Les jeunes artistes ont en effet trouvé chez Balzac l’expression de leurs préoccupations quotidiennes, et leurs oeuvres reflètent donc leurs interrogations. Ce sont les obstacles que rencontre l’artiste dans un monde peu concerné par l’art ; les injustices sociales ; les ravages de l’alcool ou de la drogue ; les conséquences des passions humaines ; la difficulté pour une âme sensible à s’épanouir dans un monde dirigé par l’argent : tous ces thèmes largement traités par Balzac donnent lieu à des créations très originales, dans lesquelles la réflexion se mêle alternativement d’humour, de sensibilité et d’optimisme. La plupart des oeuvres renvoient à la culture et à la vie quotidienne dans un pays particulièrement attachant, avec ses difficultés et ses splendeurs. Aussi l’exposition donne-t-elle autant à découvrir Taiwan que Balzac.

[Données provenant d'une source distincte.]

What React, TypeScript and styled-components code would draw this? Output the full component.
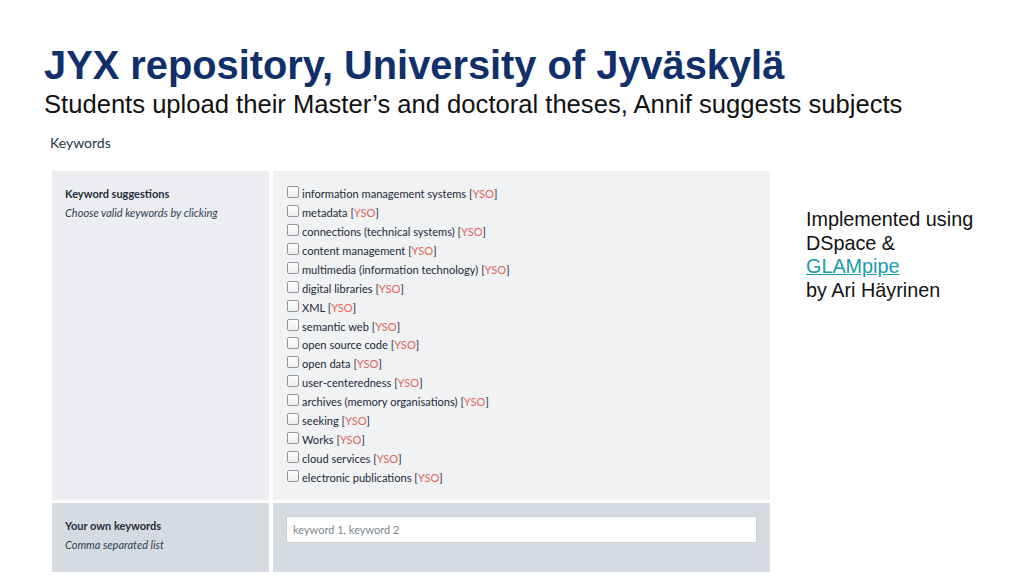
import styled, { createGlobalStyle } from "styled-components";

const GlobalStyle = createGlobalStyle`
    html, body {
        margin: 0;
        padding: 0;
        background: #ffffff;
    }
    * {
        box-sizing: border-box;
    }
`;

const Slide = styled.div`
    width: 1024px;
    height: 576px;
    overflow: hidden;
    padding: 44px 0 0 44px;
    font-family: "Liberation Sans", Arial, sans-serif;
`;

const Title = styled.h1`
    margin: 0;
    font-size: 39.8px;
    line-height: 42px;
    font-weight: 700;
    color: #112f6b;
    white-space: nowrap;
`;

const Subtitle = styled.h2`
    margin: 3px 0 0 0;
    font-size: 25.6px;
    line-height: 30px;
    font-weight: 400;
    color: #111;
    white-space: nowrap;
`;

const Body = styled.div`
    display: flex;
    align-items: flex-start;
    margin-top: 14px;
`;

const Form = styled.div`
    width: 726px;
    margin-left: 6px;
    font-family: Lato, "Open Sans", sans-serif;
    color: #2c3e50;
`;

const Heading = styled.div`
    font-size: 14px;
    line-height: 20px;
    color: #263748;
    margin-bottom: 18px;
`;

const Table = styled.div`
    display: grid;
    grid-template-columns: 217px 497px;
    column-gap: 4px;
    row-gap: 3px;
    margin-left: 2px;
`;

const LabelCell = styled.div<{ $dark?: boolean }>`
    background: ${(p) => (p.$dark ? "#d6dbe1" : "#eceef1")};
    padding: 13px 13px;
`;

const FieldCell = styled.div<{ $dark?: boolean }>`
    background: ${(p) => (p.$dark ? "#d6dbe1" : "#f1f2f4")};
    padding: ${(p) => (p.$dark ? "13px 13px 29px 13px" : "13px 14px 13px 14px")};
`;

const LabelTitle = styled.div`
    font-size: 11px;
    line-height: 19px;
    font-weight: 700;
    color: #1f2e40;
`;

const LabelHint = styled.div`
    font-size: 11px;
    line-height: 19px;
    font-style: italic;
    color: #2f4255;
`;

const List = styled.ul`
    list-style: none;
    margin: 0;
    padding: 0;
`;

const Item = styled.li`
    display: flex;
    align-items: center;
    height: 18.95px;
    font-size: 11.1px;
    color: #1c2a3a;
`;

const Box = styled.span`
    width: 12px;
    height: 12px;
    margin-right: 3px;
    margin-top: -3px;
    border: 1px solid #8e969e;
    border-radius: 2px;
    background: linear-gradient(#ffffff, #eceef0);
    flex-shrink: 0;
`;

const Source = styled.span`
    color: #e0655a;
`;

const Input = styled.input`
    display: block;
    width: 471px;
    height: 27px;
    padding: 0 6px;
    border: 1px solid #cbd0d6;
    border-radius: 2px;
    background: #fff;
    font-family: Lato, "Open Sans", sans-serif;
    font-size: 11px;
    color: #2c3e50;
    &::placeholder {
        color: #80878e;
    }
`;

const Aside = styled.div`
    margin-left: 30px;
    margin-top: 75px;
    font-size: 19.8px;
    line-height: 23.5px;
    color: #111;
    white-space: nowrap;
`;

const ExtLink = styled.a`
    color: #1a9bab;
    text-decoration: underline;
`;

const keywords = [
    "information management systems",
    "metadata",
    "connections (technical systems)",
    "content management",
    "multimedia (information technology)",
    "digital libraries",
    "XML",
    "semantic web",
    "open source code",
    "open data",
    "user-centeredness",
    "archives (memory organisations)",
    "seeking",
    "Works",
    "cloud services",
    "electronic publications",
];

function App() {
    return (
        <>
            <GlobalStyle />
            <Slide>
                <Title>JYX repository, University of Jyväskylä</Title>
                <Subtitle>Students upload their Master’s and doctoral theses, Annif suggests subjects</Subtitle>
                <Body>
                    <Form>
                        <Heading>Keywords</Heading>
                        <Table>
                            <LabelCell>
                                <LabelTitle>Keyword suggestions</LabelTitle>
                                <LabelHint>Choose valid keywords by clicking</LabelHint>
                            </LabelCell>
                            <FieldCell>
                                <List>
                                    {keywords.map((k) => (
                                        <Item key={k}>
                                            <Box />
                                            {k}&nbsp;[<Source>YSO</Source>]
                                        </Item>
                                    ))}
                                </List>
                            </FieldCell>
                            <LabelCell $dark>
                                <LabelTitle>Your own keywords</LabelTitle>
                                <LabelHint>Comma separated list</LabelHint>
                            </LabelCell>
                            <FieldCell $dark>
                                <Input placeholder="keyword 1, keyword 2" />
                            </FieldCell>
                        </Table>
                    </Form>
                    <Aside>
                        Implemented using
                        <br />
                        DSpace &amp;
                        <br />
                        <ExtLink href="#">GLAMpipe</ExtLink>
                        <br />
                        by Ari Häyrinen
                    </Aside>
                </Body>
            </Slide>
        </>
    );
}

export default App;
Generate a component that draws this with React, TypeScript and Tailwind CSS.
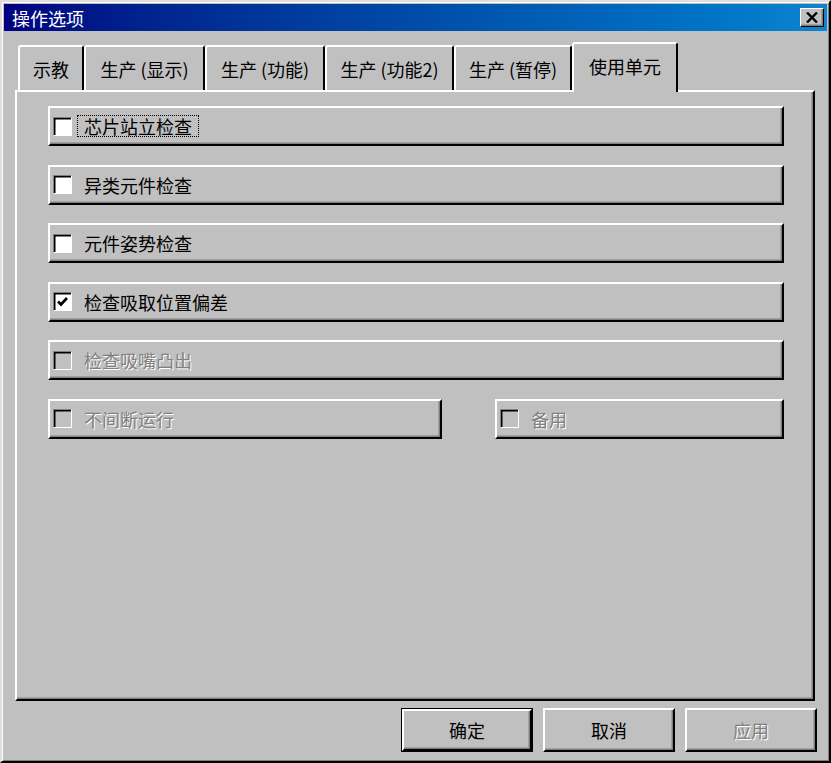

L’exotisme des travaux atteste enfin l’universalité de Balzac, en qui ces jeunes gens n’ont pas vu un romancier parisien du 19ème siècle, mais un écrivain dont l’oeuvre n’a pas vieilli et qu’ils se sont facilement appropriés. Ils ont très vite compris que La Comédie humaine offrait avant tout une étude de l’homme dans ses rapports aux autres, et constituait un extraordinaire outil d’analyse de la vie sociale, adaptable en tout lieux et en tout temps. Et ils ont donc restitué cette permanence de l’oeuvre : la peau de chagrin est associée à la fonte de la banquise, l’une comme l’autre diminuant selon la soif de jouissance des hommes ; l’avarice du père Grandet suscite une réflexion sur le salaire minimum ; la triste destinée d’Eugénie Grandet et la fin tragique du père Goriot nourrissent les interrogations fondamentales sur la solitude, la déchéance et la mort.
C’est une autre sensibilité, des repères différents, une lecture inattendue qui sont ainsi proposés aux visiteurs. Sont-ce de jeunes Taïwanais qui permettront au public parisien de voir sous un nouveau jour l’écrivain français le plus lu au monde ? Voilà la gageure de cette exposition.